Um exemplo é o episódio protagonizado por Denise Fraga, uma das maiores atrizes em atividade no país. Com pequenos gestos cheios de significado e uma atenção intensa para os sentidos do que diz, ela conjuga rigoroso exame crítico de seu papel com uma comovente conexão com as dores da personagem —o que faz lembrar de seu último trabalho nos palcos, “Eu de Você”. A mulher de 50 anos interpretada aqui por Denise Fraga vive uma intensa crise melancólica e o vazio existencial da personagem ganha uma dimensão de grandeza profunda, com implicações sociais, no modo como a atriz a representa.

Mesmo convivendo com toda essa sensibilidade criativa, a adaptação brasileira de “Dez por Dez” intervém timidamente no material de Neil Labute.

A equipe parece acreditar que a vida cotidiana elaborada pelo texto do diretor estadunidense é um instantâneo de certa universalidade humana, com seus sofrimentos e alegrias fugazes; egoísmo e ressentimento; desejos e fracassos comuns a toda a espécie.

As localidades escolhidas e preparadas pela filmagem brasileira enfatizam essa contextualização genérica: os planos da fotografia em preto e branco de cada episódio criam ambientes abstratos, difusos, com fundo desfocado e sem nenhuma marcação específica: um bar qualquer, um escritório dentre milhões de outros, uma casa genérica.

Mas se é verdade que aqueles seres parecem reconhecíveis para nós, não é porque existe uma sentimentalidade universal que une a humanidade. Se olharmos bem, as personagens da peça parecem saídas diretamente de filmes e séries produzidos nos Estados Unidos. Muito provavelmente, são tipos reconhecíveis mais devido a hegemonia simbólica que esse mercado possui sobre nós do que por se aproximarem de algo como as formas essenciais do comportamento humano.

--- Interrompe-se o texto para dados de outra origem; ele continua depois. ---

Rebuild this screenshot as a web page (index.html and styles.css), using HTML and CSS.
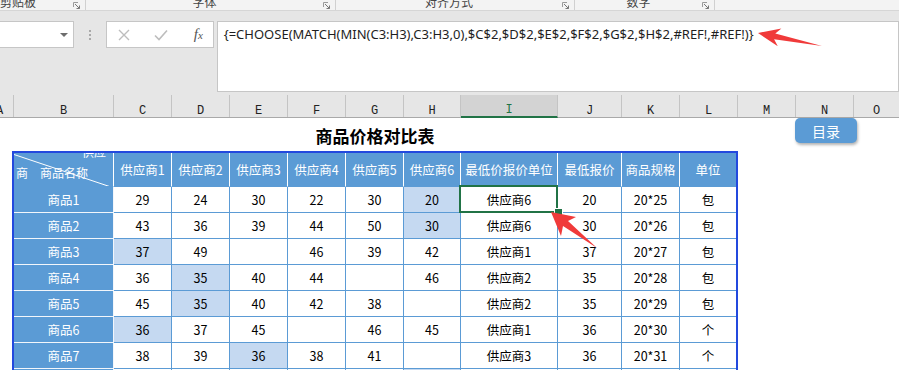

A montagem de “Dez por Dez” parece considerar natural essa transposição direta entre o cotidiano retratado por Neil LaBute e o brasileiro. A ponto de não achar necessário assinalar a especificidade do ambiente dos EUA ou retrabalhar as personagens, buscando conexões locais para os dilemas narrados por elas.

Apesar da alta sensibilidade que o projeto mobiliza, também há pouca disposição autoral dos criadores brasileiros e um tipo de generalização humanista que poderia ser observada com mais desconfiança.